Indian visitors flock to the household that harbours a newborn like moths flock to a bright lamp. Understandably family and friends are excited, terribly excited in fact. The begging question remains in everyone’s minds – who does the baby look like? More importantly, it is the complexion of the baby that really matters [INSERT acknowledgement of shallowness of Indian community].

It is taboo for the Indian woman who has just given birth to do anything but rest in her mother’s house for about forty days. She is treated to a range of “birth masalas” [INSERT the specific names of these in your vernacular if you’re Indian] that are meant to help her regain her strength. In some families, not consuming these is unheard of. I always wonder, what of the millions of women worldwide who aren’t Indian and are giving birth every day? They survive surely? But then who am I to argue with thousands of years of tradition?

And what about him? Unfortunately for hubby and me, our child was branded with the C-word. COLIC. If I had thought studying for an exam in a subject I’d never attended a lecture for was difficult, I was in for a reality shock. And if I had thought I had heard the end of “what you should do”, I was in for a bigger shock.

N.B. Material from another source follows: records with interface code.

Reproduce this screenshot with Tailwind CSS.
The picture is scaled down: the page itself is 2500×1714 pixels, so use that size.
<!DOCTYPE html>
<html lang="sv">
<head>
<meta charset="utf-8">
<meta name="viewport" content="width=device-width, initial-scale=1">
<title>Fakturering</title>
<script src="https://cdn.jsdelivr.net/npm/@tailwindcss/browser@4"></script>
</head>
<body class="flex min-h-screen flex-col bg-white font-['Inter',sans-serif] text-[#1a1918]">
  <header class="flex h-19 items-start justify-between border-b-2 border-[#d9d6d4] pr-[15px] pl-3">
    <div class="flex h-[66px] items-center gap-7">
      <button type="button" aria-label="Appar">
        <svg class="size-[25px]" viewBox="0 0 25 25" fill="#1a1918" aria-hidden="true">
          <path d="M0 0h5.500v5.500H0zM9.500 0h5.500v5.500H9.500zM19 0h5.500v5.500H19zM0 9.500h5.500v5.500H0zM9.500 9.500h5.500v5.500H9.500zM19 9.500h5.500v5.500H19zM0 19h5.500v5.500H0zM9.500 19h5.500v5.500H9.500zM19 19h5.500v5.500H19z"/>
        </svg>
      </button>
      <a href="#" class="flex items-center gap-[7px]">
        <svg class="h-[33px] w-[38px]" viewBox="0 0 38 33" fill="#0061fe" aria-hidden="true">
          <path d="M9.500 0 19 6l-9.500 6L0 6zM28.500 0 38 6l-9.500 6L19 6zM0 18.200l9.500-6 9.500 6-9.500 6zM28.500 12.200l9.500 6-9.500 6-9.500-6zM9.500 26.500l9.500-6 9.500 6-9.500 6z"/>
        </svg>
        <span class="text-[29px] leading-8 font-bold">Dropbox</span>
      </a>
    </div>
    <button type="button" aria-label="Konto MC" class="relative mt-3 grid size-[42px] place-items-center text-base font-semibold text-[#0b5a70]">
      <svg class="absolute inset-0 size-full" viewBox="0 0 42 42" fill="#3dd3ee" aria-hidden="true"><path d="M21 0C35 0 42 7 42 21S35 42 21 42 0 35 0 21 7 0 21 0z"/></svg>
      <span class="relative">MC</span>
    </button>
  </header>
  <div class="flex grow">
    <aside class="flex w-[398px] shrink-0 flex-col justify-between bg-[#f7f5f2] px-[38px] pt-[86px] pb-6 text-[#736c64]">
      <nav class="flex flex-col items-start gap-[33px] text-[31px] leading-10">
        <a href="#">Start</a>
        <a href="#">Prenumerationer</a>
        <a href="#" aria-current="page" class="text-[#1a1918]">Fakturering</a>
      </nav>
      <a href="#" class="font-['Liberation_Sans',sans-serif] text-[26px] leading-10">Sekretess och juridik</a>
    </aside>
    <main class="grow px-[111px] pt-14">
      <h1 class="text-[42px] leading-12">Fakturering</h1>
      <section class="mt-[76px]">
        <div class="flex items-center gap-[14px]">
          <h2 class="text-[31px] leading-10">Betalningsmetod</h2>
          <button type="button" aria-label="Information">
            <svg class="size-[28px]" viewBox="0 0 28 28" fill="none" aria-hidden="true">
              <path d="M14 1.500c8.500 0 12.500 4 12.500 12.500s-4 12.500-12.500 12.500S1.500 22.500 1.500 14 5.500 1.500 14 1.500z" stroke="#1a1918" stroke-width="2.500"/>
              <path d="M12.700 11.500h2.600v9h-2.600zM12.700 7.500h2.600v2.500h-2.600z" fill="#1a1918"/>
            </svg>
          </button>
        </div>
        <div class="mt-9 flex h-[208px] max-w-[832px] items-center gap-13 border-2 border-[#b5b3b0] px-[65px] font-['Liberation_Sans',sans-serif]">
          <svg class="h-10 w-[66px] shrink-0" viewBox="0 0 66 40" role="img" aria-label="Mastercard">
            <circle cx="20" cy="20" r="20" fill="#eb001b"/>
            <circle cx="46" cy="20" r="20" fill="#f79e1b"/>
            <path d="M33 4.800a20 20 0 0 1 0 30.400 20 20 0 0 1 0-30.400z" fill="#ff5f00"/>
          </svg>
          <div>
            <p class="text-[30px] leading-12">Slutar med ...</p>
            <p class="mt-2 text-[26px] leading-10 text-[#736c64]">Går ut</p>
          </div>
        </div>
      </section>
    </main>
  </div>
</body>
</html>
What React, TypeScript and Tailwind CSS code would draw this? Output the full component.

Suddenly, everyone, including the grocery-packer at Pick ‘n Pay, has some well-meaning advice to impart. Boys are always more difficult than girls. Wait until they start walking, then you had it. Then I had it? What was I having now then?

Respected family and friends offered their help in guiding us newbie parents on how to handle a newborn. Only to utter the words “I’ve never seen a baby like this before!” (And this also from my nonagenarian grandmother, herself a mother of nine children).

Just when I am content with his disposition I begin to hear the whispers, accompanied with the shake of the head in a sombre manner – Wait till he starts teething.